Prognosis Of Continued CPR
As discussed previously, pulmonary CO2 exchange is affected by multiple factors at the level of the alveoli. In contrast to this, at extremely low flow states, ETCO2 is determined almost entirely by pulmonary flow secondary to a logarithmic relationship between cardiac output and ETCO2 that exists during cardiac arrest.33 This relationship between pulmonary flow and ETCO2 during arrest makes capnometry an important prognostic marker during CPR in the ED. In multiple studies, an ETCO2 level during CPR of 10 mm Hg or less 20 minutes after the initiation of resuscitation in patients with pulseless electrical activity accurately predicted death in patients suffering prehospital arrest.34-37 These findings were also supported by a small prospective trial of both in- and out-of-hospital arrest39 and were only minimally affected by variations of ventilatory rate.40 However, the initial ETCO2 had no correlation with outcome or survival,34 and very low initial ETCO2 (less than 6 mm Hg) has been associated with survival.40 Accordingly, the 2010 Advanced Cardiac Life Support guidelines state, “Persistently low ETCO2 values (less than 10 mm Hg) during CPR in intubated patients suggest that ROSC is unlikely,” and they consider ETCO2 “unreliable immediately after starting CPR.”41 One caution is that the prognostic value of ETCO2 has not been established in supraglottic airways or in those receiving bag valve mask ventilations.41 Further, the absence of color change on a colorimetric device is not sufficiently accurate to allow cessation of resuscitation.41,42 Detection Of ROSC During Cardiac Arrest A sudden rise in ETCO2 during CPR may indicate ROSC. An increase of more than 10 mm Hg from the patient’s baseline should prompt a rhythm check and, if the rhythm is organized, a pulse check.43-49
An ECG of the patient after regaining his pulse revealed ST elevations in the lateral precordial leads. The patient was taken to the cardiac catheterization lab for revascularization on hospital day 1 He was extubated on hospital 1day 2 and optimized on antiplatelet drugs, beta-blockers, and lipid-lowering agents prior to discharge.
ETCO2 Key Points
- Capnography allows for the continuous verification of ETT placement, which is essential in the unstable prehospital and ED environment in which patients are frequently moved; achieving adequate sedation can be difficult, and accidental extubation is an ongoing risk.

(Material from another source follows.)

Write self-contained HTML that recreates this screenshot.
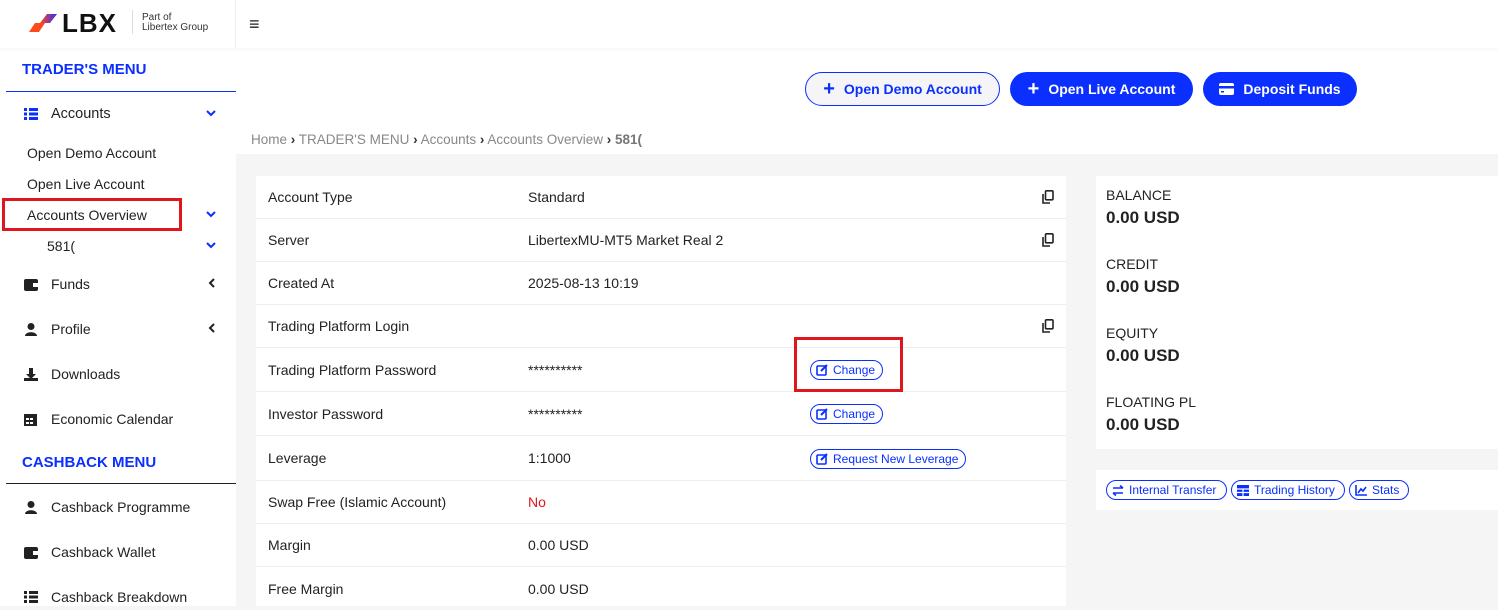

- Continuous capnography by spectroscopy may be superior to qualitative CO2 detectors in detecting correct ETT placement during cardiac arrest.
- An ETCO2 less than 10 mm Hg following 20 minutes of CPR is predictive of death and indicates that continued attempts at resuscitation are likely futile.
- A rapid increase in ETCO2 concentration during CPR often represents ROSC and can be a useful guide in determining timing of rhythm and pulse checks.
- Continuous noninvasive ETCO2 monitoring can be useful in the monitoring of patients with tenuous respiratory status, such as those with severe reactive airway disease or congestive heart failure.
- While a low ETCO2 concentration is difficult to interpret, an ETCO2 concentration greater than 40 mm Hg will almost always indicate hypercapnia. The degree of hypercapnia may be underrepresented by the ETCO2.